French schools only offer one hour of English education until Grade 4, where it increases to four hours of education per week. Many parents fear their children will not know enough English to enter the workforce in Montreal.
“Where I work now, you need to be bilingual. We deal with American clients as well as other companies in English Canada. Speaking both languages is the key to getting a good job here. I want to help out my daughter as much as possible.”
Once the decision is made by the Supreme Court of Canada, it is expected to be final. The section of the Canadian Charter of Rights and Freedoms that protects minority language education in Canada cannot be superceded by the not-withstanding clause.

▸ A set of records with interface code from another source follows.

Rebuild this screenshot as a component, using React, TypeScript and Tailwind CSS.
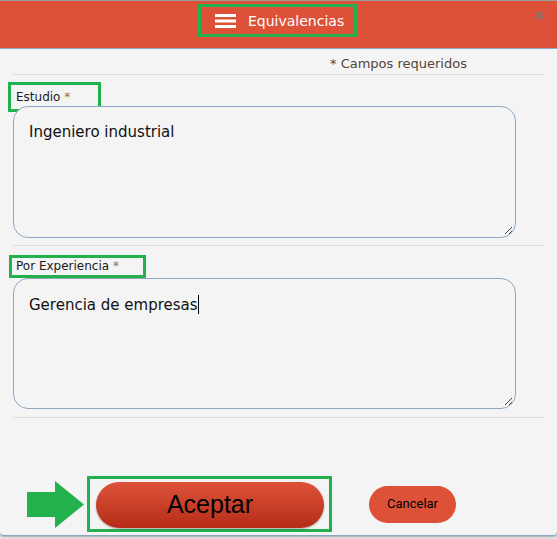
export default function App() {
  return (
    <div className="w-[557px] h-[539px] bg-[#e6e6e6] overflow-hidden font-['DejaVu_Sans',sans-serif]">
      {/* Dialog */}
      <div className="h-[536px] bg-[#f4f4f4] border-t border-[#9a9a9a] border-b border-b-[#8ea6c3] rounded-b-[4px] shadow-[0_1px_2px_rgba(0,0,0,0.25)] flex flex-col">
        {/* Header */}
        <div className="relative h-[48px] bg-[#de5139] border-b border-[#8ea6c3] pl-[198px] pt-[3px]">
          <div className="w-[159px] h-[33px] border-[3px] border-[#22b14c] flex items-center pl-[14px]">
            <svg width="21" height="14" viewBox="0 0 21 14" className="mr-[12px]">
              <rect x="0" y="0" width="21" height="3" fill="#fff" />
              <rect x="0" y="5.5" width="21" height="3" fill="#fff" />
              <rect x="0" y="11" width="21" height="3" fill="#fff" />
            </svg>
            <span className="text-white text-[14px] leading-none">Equivalencias</span>
          </div>
          <svg width="9" height="9" viewBox="0 0 9 9" className="absolute left-[535px] top-[10px]">
            <path d="M1 1 L8 8 M8 1 L1 8" stroke="#8b7272" strokeWidth="2.2" />
          </svg>
        </div>

        {/* Body */}
        <div className="pl-[13px] pr-[14px]">
          <div className="h-[25px] pl-[317px] pt-[7px] text-[13px] leading-[16px] text-[#54443a]">
            * Campos requeridos
          </div>
          <div className="h-px bg-[#dcdcdc]" />

          {/* Estudio */}
          <div className="relative mt-[15px] pl-[3px] h-[15px] text-[12px] leading-[15px] text-[#1a1a1a]">
            Estudio <span className="text-[#a0683c]">*</span>
            <div className="absolute left-[-5px] top-[-8px] w-[93px] h-[30px] border-[3px] border-[#22b14c]" />
          </div>
          <TextBox value="Ingeniero industrial" className="mt-[1px] h-[132px]" />
          <div className="mt-[7px] h-px bg-[#dcdcdc]" />

          {/* Por Experiencia */}
          <div className="relative mt-[13px] pl-[3px] h-[15px] text-[12px] leading-[15px] text-[#1a1a1a]">
            Por Experiencia <span className="text-[#a0683c]">*</span>
            <div className="absolute left-[-4px] top-[-4px] w-[137px] h-[23px] border-[3px] border-[#22b14c]" />
          </div>
          <TextBox value="Gerencia de empresas" caret className="mt-[4px] h-[131px]" />
          <div className="mt-[8px] h-px bg-[#dcdcdc]" />

          {/* Buttons */}
          <div className="mt-[58px] flex items-center pl-[14px]">
            <svg width="57" height="47" viewBox="0 0 57 47" className="mr-[3px]">
              <polygon points="0,11 28,11 28,0 57,23.5 28,47 28,36 0,36" fill="#22b14c" />
            </svg>
            <div className="border-[3px] border-[#22b14c] pl-[6px] pr-[5px] pt-[3px] pb-[1px]">
              <button className="w-[228px] h-[46px] rounded-full bg-gradient-to-b from-[#dd5239] to-[#b52b17] shadow-[0_1px_2px_rgba(0,0,0,0.3)] text-black text-[25px] font-['Liberation_Sans',sans-serif]">
                Aceptar
              </button>
            </div>
            <button className="ml-[37px] w-[87px] h-[37px] rounded-full bg-[#de5139] text-black text-[13px] font-['Roboto',sans-serif]">
              Cancelar
            </button>
          </div>
        </div>
      </div>
    </div>
  )
}

function TextBox({ value, caret, className }: { value: string; caret?: boolean; className: string }) {
  return (
    <div className={`relative w-[503px] rounded-[15px] border border-[#8ea6c3] bg-[#f4f4f4] pl-[15px] pt-[16px] text-[15px] leading-[18px] text-[#111] ${className}`}>
      {value}
      {caret && <span className="inline-block w-px h-[19px] bg-black align-[-4px]" />}
      <svg width="10" height="10" viewBox="0 0 10 10" className="absolute right-[2px] bottom-[2px]">
        <path d="M9 2 L2 9 M9 6 L6 9" stroke="#444" strokeWidth="1" />
      </svg>
    </div>
  )
}
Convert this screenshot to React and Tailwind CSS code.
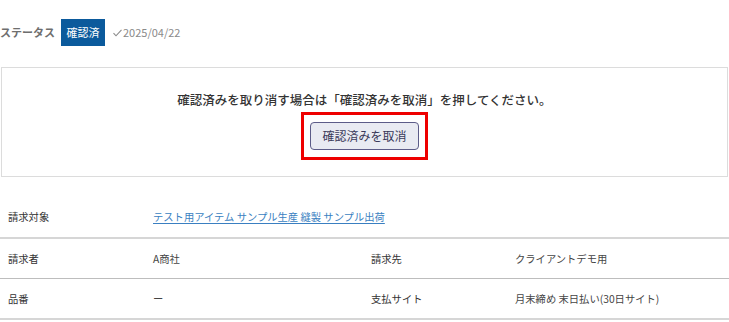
import React from "react";

const rows = [
  { label: "請求対象", value: "テスト用アイテム サンプル生産 縫製 サンプル出荷", link: true, h: "h-[42px]", line: "border-b-2 border-[#d6d6d6]" },
  { label: "請求者", value: "A商社", label2: "請求先", value2: "クライアントデモ用", h: "h-[40px]", line: "border-b border-[#bdbdbd]" },
  { label: "品番", value: "ー", label2: "支払サイト", value2: "月末締め 末日払い(30日サイト)", h: "h-[41px]", line: "border-b-2 border-[#d6d6d6]" },
];

export default function App() {
  return (
    <div className="w-[729px] h-[322px] bg-white overflow-hidden font-['Noto_Sans_CJK_JP','Noto_Sans',sans-serif]">
      <div className="flex items-center pt-[19px]">
        <span className="text-[11px] font-bold text-[#6e6e6e]">ステータス</span>
        <span className="ml-[6px] h-[27px] w-[44px] flex items-center justify-center bg-[#0b5a9c] text-white text-[11px]">
          確認済
        </span>
        <span className="ml-[8px] flex items-center text-[11px] text-[#8a8a8a]">
          <svg width="9" height="8" viewBox="0 0 9 8" className="mr-[1px]">
            <polyline points="0.5,4.2 3,6.8 8.5,0.8" fill="none" stroke="#8a8a8a" strokeWidth="1.1" />
          </svg>
          2025/04/22
        </span>
      </div>

      <div className="ml-[1px] mt-[21px] w-[727px] border border-[#dcdcdc] flex flex-col items-center pt-[22px] pb-[16px]">
        <p className="text-[12.5px] leading-[20px] font-medium text-[#333]">
          確認済みを取り消す場合は「確認済みを取消」を押してください。
        </p>
        <div className="mt-[2px] border-[3px] border-[#ee0000] px-[6px] py-[7px]">
          <button className="w-[109px] h-[28px] rounded-[4px] border border-[#5c5c88] bg-[#e9ebf2] text-[12px] text-[#3a3a5a]">
            確認済みを取消
          </button>
        </div>
      </div>

      <div className="mt-[20px]">
        {rows.map((r) => (
          <div key={r.label} className={`grid grid-cols-[145px_218px_144px_1fr] items-center text-[10.3px] ${r.h} ${r.line}`}>
            <div className="pl-[8px] text-[#333]">{r.label}</div>
            <div className="pl-[8px] whitespace-nowrap">
              {r.link ? (
                <a className="text-[#3a7fc1] underline underline-offset-2">{r.value}</a>
              ) : (
                <span className="text-[#444]">{r.value}</span>
              )}
            </div>
            <div className="pl-[8px] text-[#333]">{r.label2}</div>
            <div className="pl-[8px] text-[#444]">{r.value2}</div>
          </div>
        ))}
      </div>
    </div>
  );
}
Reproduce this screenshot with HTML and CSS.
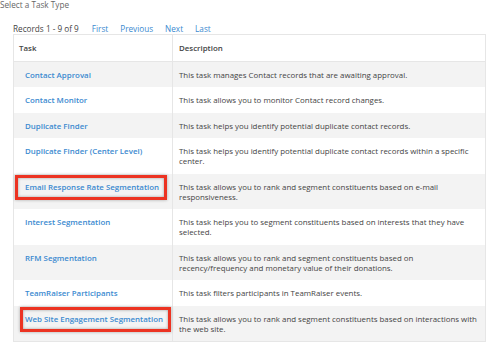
FILE: index.html
```html
<!DOCTYPE html>
<html lang="en">
<head>
    <meta charset="UTF-8">
    <title>Select a Task Type</title>
    <link rel="stylesheet" href="styles.css">
</head>
<body>
    <div class="page">
        <p class="title">Select a Task Type</p>

        <div class="pager">
            <span class="count">Records 1 - 9 of 9</span>
            <a href="#">First</a>
            <a href="#">Previous</a>
            <a href="#">Next</a>
            <a href="#">Last</a>
        </div>

        <table class="tasks">
            <thead>
                <tr>
                    <th class="col-task">Task</th>
                    <th>Description</th>
                </tr>
            </thead>
            <tbody>
                <tr>
                    <td class="col-task"><a href="#">Contact Approval</a></td>
                    <td>This task manages Contact records that are awaiting approval.</td>
                </tr>
                <tr>
                    <td class="col-task"><a href="#">Contact Monitor</a></td>
                    <td>This task allows you to monitor Contact record changes.</td>
                </tr>
                <tr>
                    <td class="col-task"><a href="#">Duplicate Finder</a></td>
                    <td>This task helps you identify potential duplicate contact records.</td>
                </tr>
                <tr>
                    <td class="col-task"><a href="#">Duplicate Finder (Center Level)</a></td>
                    <td>This task helps you identify potential duplicate contact records within a specific center.</td>
                </tr>
                <tr>
                    <td class="col-task"><a href="#" class="mark mark-wide">Email Response Rate Segmentation</a></td>
                    <td>This task allows you to rank and segment constituents based on e-mail responsiveness.</td>
                </tr>
                <tr>
                    <td class="col-task"><a href="#">Interest Segmentation</a></td>
                    <td>This task helps you to segment constituents based on interests that they have selected.</td>
                </tr>
                <tr>
                    <td class="col-task"><a href="#">RFM Segmentation</a></td>
                    <td>This task allows you to rank and segment constituents based on recency/frequency and monetary value of their donations.</td>
                </tr>
                <tr>
                    <td class="col-task"><a href="#">TeamRaiser Participants</a></td>
                    <td>This task filters participants in TeamRaiser events.</td>
                </tr>
                <tr>
                    <td class="col-task"><a href="#" class="mark mark-tight">Web Site Engagement Segmentation</a></td>
                    <td>This task allows you to rank and segment constituents based on interactions with the web site.</td>
                </tr>
            </tbody>
        </table>
    </div>
</body>
</html>
```

FILE: styles.css
```css
* {
    margin: 0;
    padding: 0;
    box-sizing: border-box;
}

body {
    font-family: "Open Sans", "DejaVu Sans", sans-serif;
    font-size: 7.9px;
    color: #444;
    background: #fff;
}

.page {
    padding: 0 14px 0 0;
}

.title {
    color: #666;
    font-size: 8.2px;
    line-height: 10px;
}

.pager {
    display: flex;
    align-items: center;
    gap: 12px;
    margin: 14px 0 0 13px;
    height: 10px;
    line-height: 10px;
    font-size: 8.2px;
}

.pager .count {
    color: #444;
    margin-right: 1px;
}

.pager a {
    color: #3b8ad0;
    text-decoration: none;
}

.tasks {
    margin: 0 0 0 13px;
    width: 473px;
    border-collapse: collapse;
    border: 1px solid #e6e6e6;
    table-layout: fixed;
}

.tasks th,
.tasks td {
    text-align: left;
    vertical-align: top;
    line-height: 10px;
    padding: 8px 6px 7.5px 6px;
    border-right: 1px solid #e6e6e6;
}

.tasks th {
    font-weight: 600;
    color: #444;
    background: #fff;
    border-bottom: 1px solid #e6e6e6;
}

.tasks .col-task {
    width: 159px;
    padding-left: 5px;
}

.tasks td.col-task {
    padding-left: 11px;
}

.tasks tbody tr:nth-child(odd) {
    background: #f3f3f3;
}

.tasks td a {
    color: #3b8ad0;
    font-weight: 600;
    text-decoration: none;
}

.mark {
    position: relative;
}

.mark::after {
    content: "";
    position: absolute;
    border: 3px solid #ec3322;
    box-shadow: inset 0 0 3px rgba(0, 0, 0, 0.35), 0 0 3px rgba(0, 0, 0, 0.3);
}

.mark-wide::after {
    top: -7px;
    bottom: -8px;
    left: -10px;
    right: -8px;
}

.mark-tight::after {
    top: -7px;
    bottom: -8px;
    left: -5px;
    right: -8px;
}
```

“The Quebec government would be sent back to the drawing board and have to come up with a new law,” Tyler says. The fear from many activists in the English community in Montreal is that the government will draft legislation similar to the last one and kick off another seven year legal marathon through the courts.
“These families deserve better than this. I hope if they try anything similar to Bill 104, we will be able to convince the court to let the old law stand until it is debated,” states Tyler. “Only 25 families are left. They just want to move on.”
Veronica Silvestri will accept either outcome. She just wants a decision. “I want to know what my daughter’s future is. I guess it is a mother’s instinct.”
Frank Valenti also wants his neighbour to go to school with her best friend. “It would be nice to have Alexia in my daughter’s class. They speak to each other all the time. English or French, school is where you learn about life and nobody should be able to take that away. I hope I don’t have to go back and get my signs and start another riot. All we can do is wait.”